Il reste que trop de jeunes actifs, de familles, de personnes âgées ont des difficultés à se loger à cause de la pression sur les prix dans le parc privé. Je ferai donc du logement ma grande priorité. Dans ce domaine il faut être imaginatif et surtout ne pas être fermé aux partenariats. Je travaille d’ores et déjà avec les acteurs du bâtiment et nous allons passer des contrats avec les promoteurs privés. L’objectif est de proposer 10 000 nouveaux logements par an. Mais au-delà, le foncier disponible se fait rare à Paris, il n’y a pas d’autre solution sérieuse que d’enjamber le périphérique et de mutualiser les politiques de logement dans le Grand Paris.
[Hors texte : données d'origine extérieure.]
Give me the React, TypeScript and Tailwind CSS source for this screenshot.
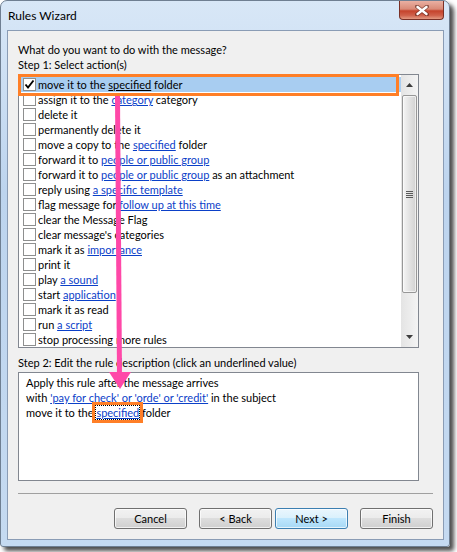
import React from 'react';

type Part = string | { link: string };

const L = (link: string) => ({ link });

const actions: Part[][] = [
  ['move it to the ', L('specified'), ' folder'],
  ['assign it to the ', L('category'), ' category'],
  ['delete it'],
  ['permanently delete it'],
  ['move a copy to the ', L('specified'), ' folder'],
  ['forward it to ', L('people or public group')],
  ['forward it to ', L('people or public group'), ' as an attachment'],
  ['reply using ', L('a specific template')],
  ['flag message for ', L('follow up at this time')],
  ['clear the Message Flag'],
  ["clear message's categories"],
  ['mark it as ', L('importance')],
  ['print it'],
  ['play ', L('a sound')],
  ['start ', L('application')],
  ['mark it as read'],
  ['run ', L('a script')],
  ['stop processing more rules'],
];

function Checkbox({ checked }: { checked?: boolean }) {
  return (
    <span className="w-[13px] h-[13px] shrink-0 border border-[#8e8f8f] bg-white flex items-center justify-center">
      {checked && (
        <svg width="11" height="11" viewBox="0 0 11 11">
          <path d="M1.5 5.5 L4 8.5 L9.5 1.5" fill="none" stroke="#000" strokeWidth="1.9" />
        </svg>
      )}
    </span>
  );
}

function Scrollbar() {
  return (
    <div className="w-[17px] shrink-0 flex flex-col bg-[linear-gradient(to_right,#e4e4e4,#f4f4f4)]">
      <div className="h-[20px] flex items-center justify-center">
        <svg width="7" height="4" viewBox="0 0 7 4">
          <path d="M0 4 L3.5 0 L7 4 Z" fill="#3d3d3d" />
        </svg>
      </div>
      <div className="mx-[1px] h-[198px] rounded-[2px] border border-[#979797] bg-[linear-gradient(to_right,#f5f5f5,#e4e4e4_45%,#d2d2d2)] shadow-[inset_0_0_0_1px_rgba(255,255,255,0.6)] flex flex-col items-center justify-center gap-[1px]">
        {[0, 1, 2, 3].map((i) => (
          <div key={i} className="w-[7px] h-px bg-[#5a5a5a]" />
        ))}
      </div>
      <div className="flex-1" />
      <div className="h-[20px] flex items-center justify-center">
        <svg width="7" height="4" viewBox="0 0 7 4">
          <path d="M0 0 L3.5 4 L7 0 Z" fill="#3d3d3d" />
        </svg>
      </div>
    </div>
  );
}

function Button({ label, primary }: { label: string; primary?: boolean }) {
  return (
    <div
      className={
        primary
          ? 'w-[73px] h-[21px] rounded-[3px] border border-[#3c7fb1] bg-[linear-gradient(to_bottom,#eaf6fd_0%,#d9f0fc_50%,#bee6fd_50%,#a7d9f5_100%)] shadow-[inset_0_0_0_1px_rgba(255,255,255,0.7)] flex items-center justify-center'
          : 'w-[73px] h-[21px] rounded-[3px] border border-[#707070] bg-[linear-gradient(to_bottom,#f2f2f2_0%,#ebebeb_50%,#dddddd_50%,#cfcfcf_100%)] shadow-[inset_0_0_0_1px_rgba(255,255,255,0.7)] flex items-center justify-center'
      }
    >
      {label}
    </div>
  );
}

export default function App() {
  return (
    <div className="relative w-[457px] h-[552px] bg-white overflow-hidden font-['Lato',sans-serif] text-[11px] text-black leading-[15px]">
      {/* Window frame */}
      <div className="w-[450px] h-[547px] rounded-t-[7px] rounded-b-[3px] border border-[#6f7f92] bg-[linear-gradient(to_bottom,#d8e7f7,#bdd4ee_35%,#c5daf1)] pl-[6px] pr-[5px] pb-[6px] flex flex-col shadow-[4px_4px_4px_rgba(0,0,0,0.7)]">
        {/* Title bar */}
        <div className="h-[29px] flex justify-between items-start shrink-0">
          <span className="pl-[1px] pt-[7px] text-[12px]">Rules Wizard</span>
          <div className="w-[45px] h-[19px] rounded-b-[4px] border border-t-0 border-[#7a3026] bg-[linear-gradient(to_bottom,#eab0a2_0%,#d98a77_45%,#c5432c_55%,#d0614b_80%,#e39a82_100%)] flex items-center justify-center">
            <svg width="14" height="11" viewBox="0 0 14 11">
              <path d="M2 1.5 L12 9.5 M12 1.5 L2 9.5" stroke="#4a1a12" strokeWidth="4" strokeLinecap="round" opacity="0.55" />
              <path d="M2.5 2 L11.5 9 M11.5 2 L2.5 9" stroke="#fff" strokeWidth="2.4" strokeLinecap="round" />
            </svg>
          </div>
        </div>

        {/* Client area */}
        <div className="flex-1 bg-[#f0f0f0] border border-[#8a9cb5] px-[10px] pt-[11px] flex flex-col">
          <div>What do you want to do with the message?</div>
          <div>Step 1: Select action(s)</div>

          <div className="mt-[2px] w-[401px] h-[274px] border border-[#828790] bg-white flex">
            <div className="flex-1 pt-[2px] overflow-hidden">
              {actions.map((parts, i) => (
                <div
                  key={i}
                  className={
                    i === 0
                      ? 'h-[15px] flex items-center gap-[2px] pl-[3px] ml-[1px] bg-[#a8cdf1] whitespace-nowrap'
                      : 'h-[15px] flex items-center gap-[2px] pl-[3px] ml-[1px] whitespace-nowrap'
                  }
                >
                  <Checkbox checked={i === 0} />
                  <span>
                    {parts.map((p, j) =>
                      typeof p === 'string' ? (
                        <span key={j}>{p}</span>
                      ) : (
                        <span key={j} className={i === 0 ? 'underline' : 'underline text-[#0b40c8]'}>
                          {p.link}
                        </span>
                      )
                    )}
                  </span>
                </div>
              ))}
            </div>
            <Scrollbar />
          </div>

          <div className="mt-[7px]">Step 2: Edit the rule description (click an underlined value)</div>
          <div className="mt-[2px] w-[401px] h-[109px] border border-[#828790] bg-white pl-[7px] pt-[2px]">
            <div>Apply this rule after the message arrives</div>
            <div>
              with <span className="underline text-[#0b40c8]">'pay for check' or 'orde' or 'credit'</span> in the subject
            </div>
            <div>
              move it to the{' '}
              <span className="underline text-[#0b40c8] outline-1 outline-dotted outline-black">specified</span> folder
            </div>
          </div>

          <div className="mt-[12px] h-px bg-[#a0a0a0]" />

          <div className="mt-[14px] flex justify-end">
            <Button label="Cancel" />
            <div className="w-[12px]" />
            <Button label="< Back" />
            <div className="w-[3px]" />
            <Button label="Next >" primary />
            <div className="w-[12px]" />
            <Button label="Finish" />
          </div>
        </div>
      </div>

      {/* Annotations */}
      <div className="absolute left-[18px] top-[74px] w-[381px] h-[22px] border-[3px] border-[#ff7f27]" />
      <div className="absolute left-[92px] top-[402px] w-[51px] h-[21px] border-[3px] border-[#ff7f27]" />
      <svg className="absolute left-0 top-0 pointer-events-none" width="457" height="552" viewBox="0 0 457 552">
        <line x1="117.5" y1="96" x2="119.5" y2="375" stroke="#ff48a8" strokeWidth="5" />
        <path d="M109 372 L131 372 L120 389 Z" fill="#ff48a8" />
      </svg>
    </div>
  );
}
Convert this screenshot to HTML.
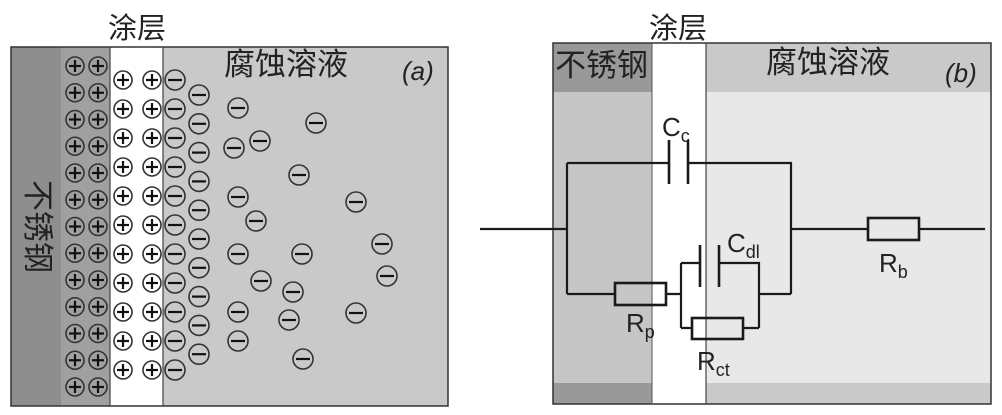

Décideurs. Quelles sont les trois principales mesures de votre campagne ?

A. H.
Comme vous êtes pressé ! Un an avant l’élection, notre programme, fort heureusement, est encore en cours d’élaboration. Il est le fruit d’un intense processus de concertation qui a commencé en octobre dernier. J’ai créé l’association Oser Paris pour organiser toute cette réflexion, tant sur le Web que lors de nombreuses réunions. C’est un véritable laboratoire d’idées participatif, composé de dix-neuf groupes travaillant sur les divers thèmes de la vie de la ville. Il a pour objet de permettre à chaque Parisien de faire remonter ses idées et ses observations de terrain sur le fonctionnement de la ville. Nous arrivons à la fin d’une première phase de la réflexion, et nous en faisons en ce moment la synthèse. Je vais donc disposer d’un ensemble de propositions, qui sera le fruit de l’expérience de milliers de militants et de Parisiens issus de la société civile. Les candidats aux mairies d’arrondissement ont eux aussi leurs idées pour la ville, et il faudra les prendre en compte. J’adopterai les meilleures des propositions qui émergeront du débat, en restant fidèle à mes convictions fondamentales : faire de Paris une ville monde, à la pointe en matière économique et bienveillante pour ses habitants.


Décideurs. Élue maire de Paris, quelle serait votre première mesure d’urgence ?

A. H.
J'accélérerais la transition énergétique à Paris en partenariat avec toutes les parties concernées, dans le transport, la logistique, le bâtiment, et le tourisme.